Serverless functions often have a maximum execution time (e.g., 15 minutes on AWS Lambda). This may be restrictive for long-running processes or tasks that require heavy computation. For such tasks, other architectures like containerized solutions or virtual machines may be more appropriate.

4. Monitoring and Debugging

Serverless applications can be more difficult to monitor and debug than traditional server-based applications. Since functions are stateless and distributed, it can be challenging to trace errors, manage logs, and ensure that the entire system is functioning correctly.

5. Complexity in Managing State

Since serverless functions are stateless by nature, managing stateful data (like user sessions) across multiple function invocations can be complex.
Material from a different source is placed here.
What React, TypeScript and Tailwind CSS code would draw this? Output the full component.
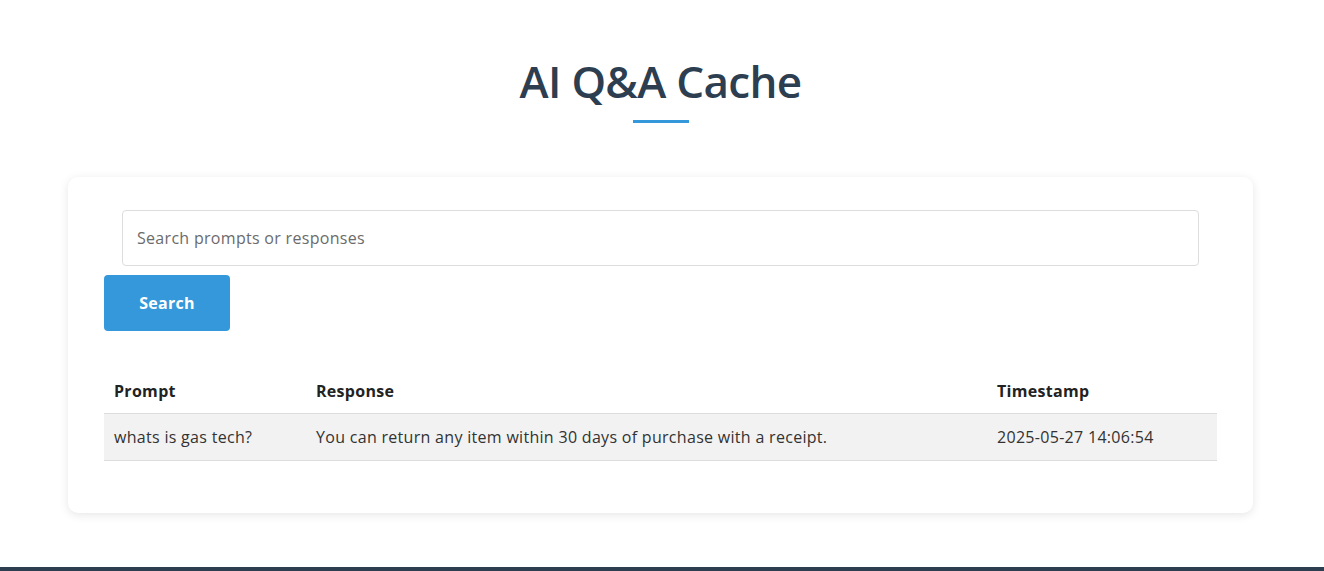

Developers must rely on external storage services (e.g., databases, object storage) to maintain state, which adds another layer of complexity to the architecture.

When to Use Serverless Architecture

Serverless is an ideal solution for certain types of applications, including:

• Microservices: Serverless works well for microservices-based applications because each service can be implemented as an independent function.

• Event-Driven Applications: Applications that require fast responses to events, such as file uploads, HTTP requests, or database changes, benefit from serverless’ event-driven nature.

• APIs and Web Applications: Serverless is a great choice for developing REST APIs, as each endpoint can be implemented as a separate function that scales based on demand.

• Automation and Scheduled Tasks: Tasks like scheduled jobs, batch processing, or periodic data analysis can be efficiently handled with serverless.

Conclusion

Serverless architecture is transforming how applications are built and deployed. By abstracting infrastructure management, offering automatic scaling, and reducing costs, serverless allows developers to focus on code rather than server maintenance. However, it comes with its own set of challenges, such as cold starts, vendor lock-in, and the complexity of state management. When used appropriately, serverless can be a powerful tool for building scalable, cost-effective, and highly efficient applications.